__Source data__:
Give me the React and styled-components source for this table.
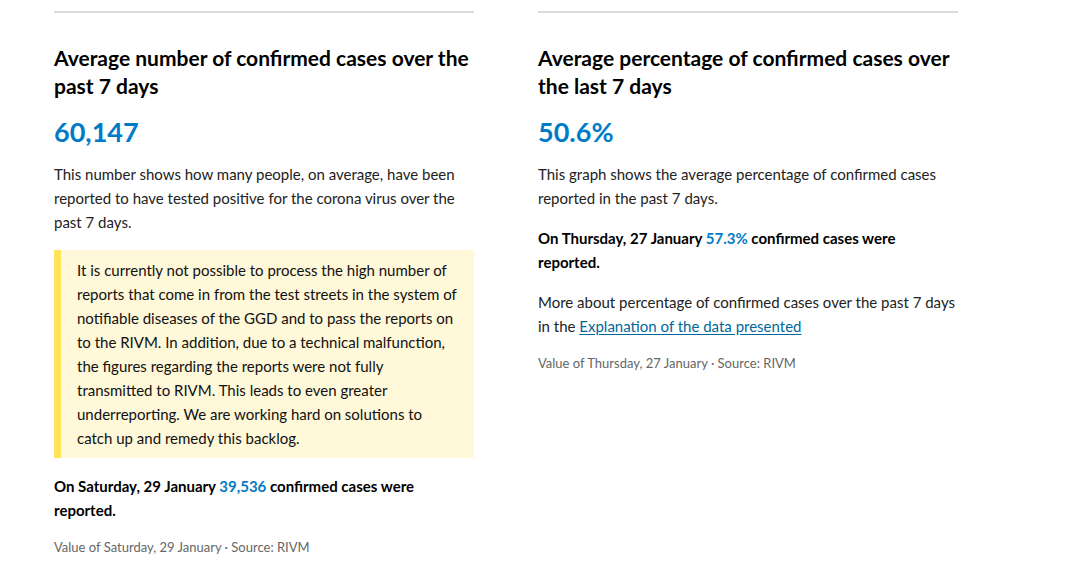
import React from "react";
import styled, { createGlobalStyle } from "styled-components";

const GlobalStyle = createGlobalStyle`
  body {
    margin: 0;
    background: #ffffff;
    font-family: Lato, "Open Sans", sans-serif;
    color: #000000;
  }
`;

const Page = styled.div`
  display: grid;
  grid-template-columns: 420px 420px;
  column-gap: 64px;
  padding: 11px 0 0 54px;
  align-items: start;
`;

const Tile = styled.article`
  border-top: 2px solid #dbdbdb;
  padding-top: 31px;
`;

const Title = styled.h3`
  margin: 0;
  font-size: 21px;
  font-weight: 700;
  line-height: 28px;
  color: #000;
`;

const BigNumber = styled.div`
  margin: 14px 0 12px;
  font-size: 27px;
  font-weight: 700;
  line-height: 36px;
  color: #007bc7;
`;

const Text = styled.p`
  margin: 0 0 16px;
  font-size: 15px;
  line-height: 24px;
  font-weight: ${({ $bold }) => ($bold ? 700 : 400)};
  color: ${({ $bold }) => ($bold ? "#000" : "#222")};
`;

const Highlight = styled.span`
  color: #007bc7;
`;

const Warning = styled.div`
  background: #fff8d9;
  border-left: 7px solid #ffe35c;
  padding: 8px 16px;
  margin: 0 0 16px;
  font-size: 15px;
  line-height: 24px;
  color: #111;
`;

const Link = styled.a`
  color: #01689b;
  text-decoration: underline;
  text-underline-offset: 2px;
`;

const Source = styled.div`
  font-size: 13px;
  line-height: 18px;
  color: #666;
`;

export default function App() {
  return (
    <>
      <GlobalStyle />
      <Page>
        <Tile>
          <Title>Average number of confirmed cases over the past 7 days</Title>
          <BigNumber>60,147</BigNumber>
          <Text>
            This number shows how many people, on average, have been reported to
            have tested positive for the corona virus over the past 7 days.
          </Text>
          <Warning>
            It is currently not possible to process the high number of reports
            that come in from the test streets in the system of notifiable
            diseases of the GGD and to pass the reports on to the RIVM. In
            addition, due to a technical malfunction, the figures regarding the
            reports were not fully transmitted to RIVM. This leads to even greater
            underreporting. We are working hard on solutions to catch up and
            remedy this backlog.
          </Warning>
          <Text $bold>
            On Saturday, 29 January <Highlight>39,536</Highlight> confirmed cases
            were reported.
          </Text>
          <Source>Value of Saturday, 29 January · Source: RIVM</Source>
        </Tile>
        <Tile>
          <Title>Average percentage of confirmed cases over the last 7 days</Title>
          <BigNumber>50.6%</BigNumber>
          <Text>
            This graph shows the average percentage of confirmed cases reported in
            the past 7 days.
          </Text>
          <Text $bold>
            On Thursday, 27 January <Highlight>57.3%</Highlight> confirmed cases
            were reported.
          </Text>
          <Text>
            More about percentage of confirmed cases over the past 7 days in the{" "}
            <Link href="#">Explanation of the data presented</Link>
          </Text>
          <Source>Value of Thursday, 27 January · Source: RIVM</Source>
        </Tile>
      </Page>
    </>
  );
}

__Instructions to follow__: Count every line above that holds the word "React", and state the number and nothing more.

__Answer to the problem__: 2